— Start —
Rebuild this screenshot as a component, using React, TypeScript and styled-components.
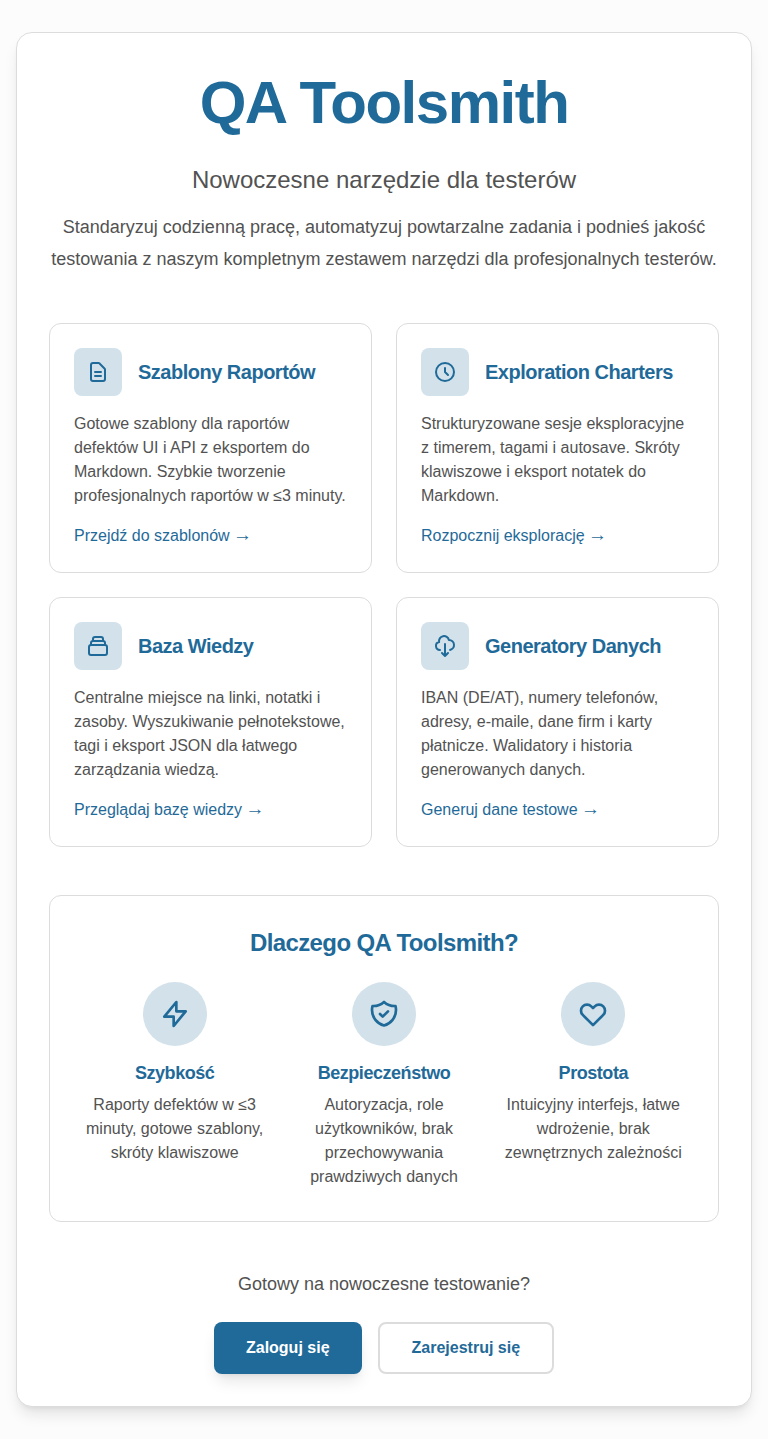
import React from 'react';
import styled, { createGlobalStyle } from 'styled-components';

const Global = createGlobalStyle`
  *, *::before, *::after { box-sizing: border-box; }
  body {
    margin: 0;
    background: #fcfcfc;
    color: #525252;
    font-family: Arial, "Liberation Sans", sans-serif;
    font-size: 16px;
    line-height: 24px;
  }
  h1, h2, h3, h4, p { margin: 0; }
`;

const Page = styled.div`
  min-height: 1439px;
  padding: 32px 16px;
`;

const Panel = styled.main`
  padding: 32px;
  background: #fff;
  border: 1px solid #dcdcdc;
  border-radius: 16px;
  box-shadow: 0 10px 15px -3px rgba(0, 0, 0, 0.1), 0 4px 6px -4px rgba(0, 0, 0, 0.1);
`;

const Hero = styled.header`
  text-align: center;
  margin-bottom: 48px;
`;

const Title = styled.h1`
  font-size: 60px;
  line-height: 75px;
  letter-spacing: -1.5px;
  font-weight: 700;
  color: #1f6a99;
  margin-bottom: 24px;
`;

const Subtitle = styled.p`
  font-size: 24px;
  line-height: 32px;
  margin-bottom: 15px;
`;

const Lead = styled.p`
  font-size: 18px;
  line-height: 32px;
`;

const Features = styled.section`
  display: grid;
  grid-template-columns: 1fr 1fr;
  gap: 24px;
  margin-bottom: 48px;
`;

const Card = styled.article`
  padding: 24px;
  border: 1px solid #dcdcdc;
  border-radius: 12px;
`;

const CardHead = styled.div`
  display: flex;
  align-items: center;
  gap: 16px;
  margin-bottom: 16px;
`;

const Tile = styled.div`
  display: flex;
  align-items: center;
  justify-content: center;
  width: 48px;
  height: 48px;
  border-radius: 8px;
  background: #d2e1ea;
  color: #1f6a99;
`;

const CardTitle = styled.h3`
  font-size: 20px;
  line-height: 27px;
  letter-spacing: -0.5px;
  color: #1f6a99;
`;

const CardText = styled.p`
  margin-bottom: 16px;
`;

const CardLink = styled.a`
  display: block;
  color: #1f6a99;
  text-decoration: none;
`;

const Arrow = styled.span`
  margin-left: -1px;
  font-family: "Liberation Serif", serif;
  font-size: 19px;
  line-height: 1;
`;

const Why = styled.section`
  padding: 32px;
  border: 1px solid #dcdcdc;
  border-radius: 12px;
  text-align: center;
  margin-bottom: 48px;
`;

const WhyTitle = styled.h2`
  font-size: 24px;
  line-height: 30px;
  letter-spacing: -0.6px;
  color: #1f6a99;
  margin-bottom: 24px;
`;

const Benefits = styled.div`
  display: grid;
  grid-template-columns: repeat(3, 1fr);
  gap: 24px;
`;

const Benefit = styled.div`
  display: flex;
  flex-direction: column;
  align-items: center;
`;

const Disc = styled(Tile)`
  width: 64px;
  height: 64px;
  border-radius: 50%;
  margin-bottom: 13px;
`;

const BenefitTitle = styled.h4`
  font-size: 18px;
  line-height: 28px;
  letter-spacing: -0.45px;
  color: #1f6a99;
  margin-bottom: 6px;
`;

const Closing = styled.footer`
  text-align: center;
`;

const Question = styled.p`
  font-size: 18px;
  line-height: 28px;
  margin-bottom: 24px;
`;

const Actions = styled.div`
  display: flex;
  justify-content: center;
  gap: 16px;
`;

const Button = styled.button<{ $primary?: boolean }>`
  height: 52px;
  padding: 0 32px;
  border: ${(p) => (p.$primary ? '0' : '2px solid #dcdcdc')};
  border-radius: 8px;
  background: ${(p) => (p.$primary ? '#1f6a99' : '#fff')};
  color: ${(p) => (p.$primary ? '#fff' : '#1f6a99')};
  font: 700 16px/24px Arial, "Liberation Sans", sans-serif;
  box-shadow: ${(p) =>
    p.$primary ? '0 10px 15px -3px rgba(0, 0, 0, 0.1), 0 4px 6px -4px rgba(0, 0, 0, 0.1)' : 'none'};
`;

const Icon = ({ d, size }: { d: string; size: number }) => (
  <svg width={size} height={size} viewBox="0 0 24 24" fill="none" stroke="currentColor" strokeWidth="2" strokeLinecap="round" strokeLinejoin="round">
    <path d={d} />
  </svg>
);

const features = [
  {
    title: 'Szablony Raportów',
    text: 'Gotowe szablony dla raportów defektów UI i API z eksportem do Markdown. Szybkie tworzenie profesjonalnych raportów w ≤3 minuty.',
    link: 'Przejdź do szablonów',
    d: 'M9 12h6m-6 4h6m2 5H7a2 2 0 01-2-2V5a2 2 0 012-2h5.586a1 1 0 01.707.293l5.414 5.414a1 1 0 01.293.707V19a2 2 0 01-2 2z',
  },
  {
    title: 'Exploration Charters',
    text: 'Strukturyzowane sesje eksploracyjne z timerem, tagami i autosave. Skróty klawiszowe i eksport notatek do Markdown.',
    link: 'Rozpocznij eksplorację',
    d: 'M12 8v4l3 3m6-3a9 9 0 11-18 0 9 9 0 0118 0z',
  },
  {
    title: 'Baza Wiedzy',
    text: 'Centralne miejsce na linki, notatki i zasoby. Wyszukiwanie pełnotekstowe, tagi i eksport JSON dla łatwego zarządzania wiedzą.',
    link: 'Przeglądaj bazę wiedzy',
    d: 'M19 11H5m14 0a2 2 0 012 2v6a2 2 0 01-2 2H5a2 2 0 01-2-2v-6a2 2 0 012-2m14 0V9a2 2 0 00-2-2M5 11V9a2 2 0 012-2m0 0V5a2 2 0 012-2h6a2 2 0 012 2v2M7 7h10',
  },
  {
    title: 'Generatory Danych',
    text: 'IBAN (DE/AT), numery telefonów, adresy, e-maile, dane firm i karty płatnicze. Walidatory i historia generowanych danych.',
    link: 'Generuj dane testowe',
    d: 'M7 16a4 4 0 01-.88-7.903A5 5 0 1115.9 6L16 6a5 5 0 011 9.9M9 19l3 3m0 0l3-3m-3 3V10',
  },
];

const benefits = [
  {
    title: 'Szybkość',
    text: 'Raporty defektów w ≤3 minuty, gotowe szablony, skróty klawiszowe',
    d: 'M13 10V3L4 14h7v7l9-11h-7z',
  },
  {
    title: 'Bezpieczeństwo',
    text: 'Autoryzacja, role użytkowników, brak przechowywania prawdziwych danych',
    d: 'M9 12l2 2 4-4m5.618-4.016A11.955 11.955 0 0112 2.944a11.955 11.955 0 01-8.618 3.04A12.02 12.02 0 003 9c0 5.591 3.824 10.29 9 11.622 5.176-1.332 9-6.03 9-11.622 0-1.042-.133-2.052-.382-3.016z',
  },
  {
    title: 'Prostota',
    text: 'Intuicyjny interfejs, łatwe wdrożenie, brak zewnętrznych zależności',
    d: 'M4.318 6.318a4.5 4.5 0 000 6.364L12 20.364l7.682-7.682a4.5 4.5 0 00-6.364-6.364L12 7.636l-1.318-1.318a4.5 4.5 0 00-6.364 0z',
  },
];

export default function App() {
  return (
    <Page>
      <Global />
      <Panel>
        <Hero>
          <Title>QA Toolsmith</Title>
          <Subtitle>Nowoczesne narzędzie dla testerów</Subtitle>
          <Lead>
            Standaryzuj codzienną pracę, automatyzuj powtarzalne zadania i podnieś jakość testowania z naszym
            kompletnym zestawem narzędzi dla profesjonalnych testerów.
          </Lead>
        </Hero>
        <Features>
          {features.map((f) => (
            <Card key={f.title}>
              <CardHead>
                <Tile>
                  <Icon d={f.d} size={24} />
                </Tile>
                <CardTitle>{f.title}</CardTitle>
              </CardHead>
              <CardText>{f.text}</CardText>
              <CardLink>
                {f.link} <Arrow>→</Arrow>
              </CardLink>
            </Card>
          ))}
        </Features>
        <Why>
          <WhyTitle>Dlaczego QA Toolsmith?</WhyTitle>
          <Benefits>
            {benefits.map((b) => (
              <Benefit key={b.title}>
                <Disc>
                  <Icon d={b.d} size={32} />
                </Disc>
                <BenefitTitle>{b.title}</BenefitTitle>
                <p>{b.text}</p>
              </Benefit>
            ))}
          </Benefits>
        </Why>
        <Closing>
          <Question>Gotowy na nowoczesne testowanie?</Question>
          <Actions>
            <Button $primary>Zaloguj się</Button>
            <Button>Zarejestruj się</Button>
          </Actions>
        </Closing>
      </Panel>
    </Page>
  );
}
— End —
| TASK TO CARRY OUT |
Among the lines of the material above, how many include the string "components"? Report only that number.

| CORRECT RESPONSE |
2